For most of this month, Gopa rose almost with the sun to tend to her art. Fast-growing paddy and wheat bloom all over desks, chairs, and tables, taking over her studio walls and spreading across the courtyard. A massive roll of gorgeously textured handmade self-pulped paper that she spent days composing out on the hot terrace.
Ever since she moved to Delhi a few years ago, she’s had to recontextualise and often re-scale her land-based practice. Translating her art to the space constraints of Delhi has grown her ingenuity and tenacity, but this past month, she (and her work) have been able to take root and spread out. She has these memories of fertile green abundance and open skies, this communing with nature that she’s bringing to life here at Khoj. She records this spatially-imposing work in a sketchbook where drawings, paper scraps and dried natural elements form a layered, tangible memory artefact. Because of the moisture levels in her studio, she has to tend to this book almost like it is alive, carrying it everywhere with her, keeping it safe in the room we share at night, and thinking about the temperatures it can survive in.

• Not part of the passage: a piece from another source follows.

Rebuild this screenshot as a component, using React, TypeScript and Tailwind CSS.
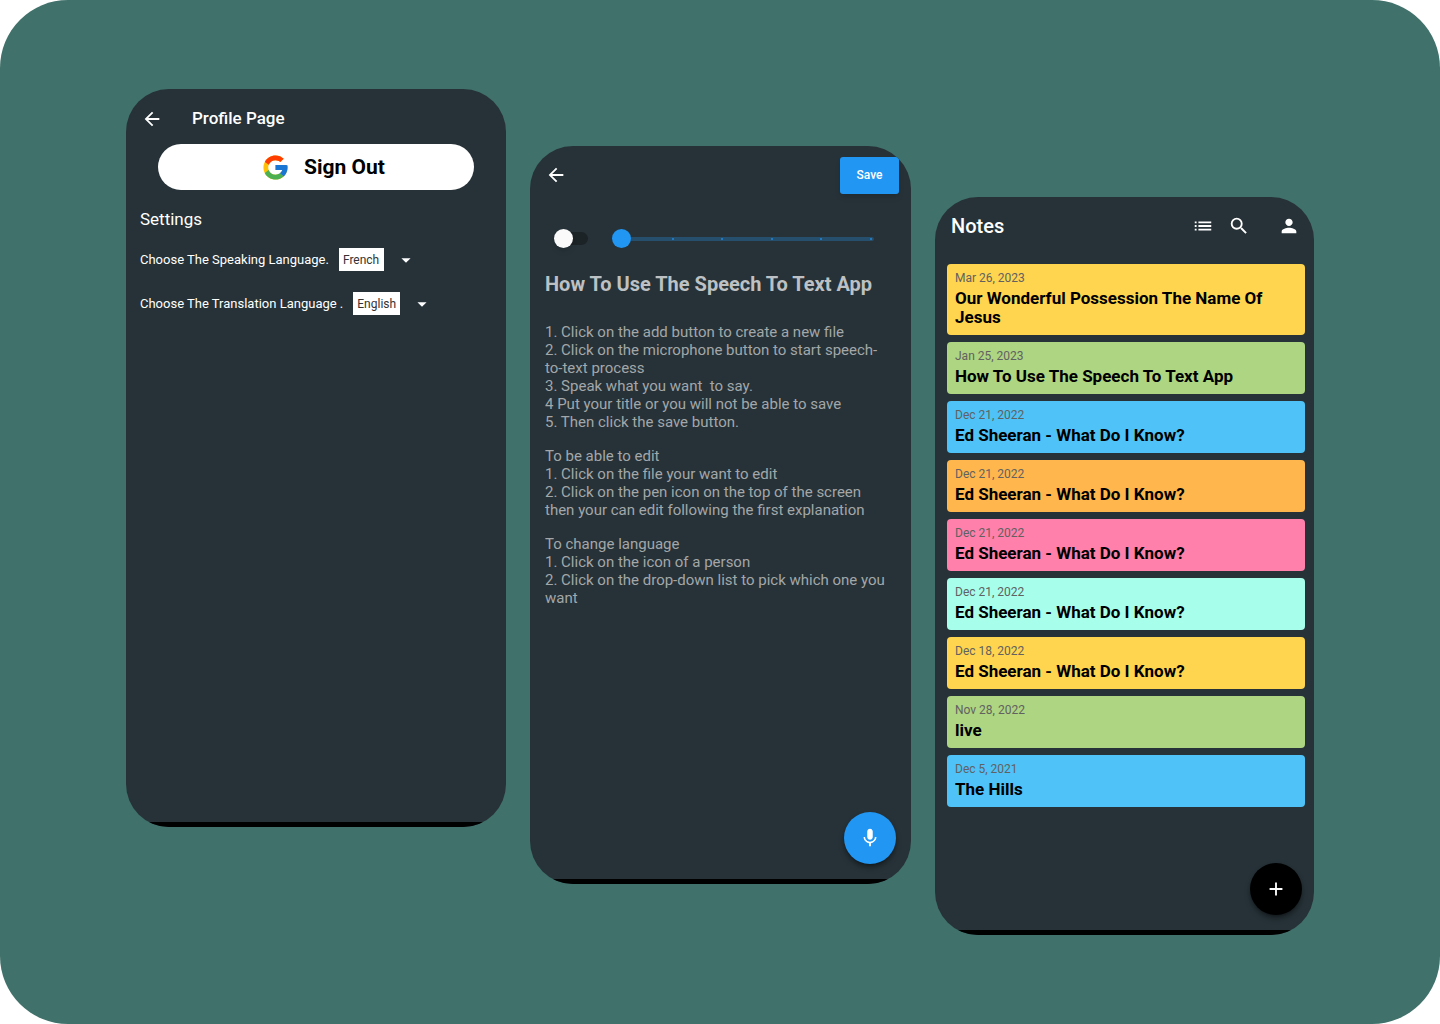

As I’ve mentioned, a month isn’t that long, but it’s long enough to plant seeds and even see a harvest. Frankly, I was more surprised that these plants could spout green that fast than they were growing inside an art studio and all over the furniture. Gopa’s practice is a thoughtful meditation on cultivation, and not just of seeds. To produce land-based art, you must foster respectful and collaborative relationships with gardeners, those who run nurseries, and those who help you lift heavy bags of manure and soil. It runs roughshod over to the socially constructed idea of the solitary artist working alone in a studio.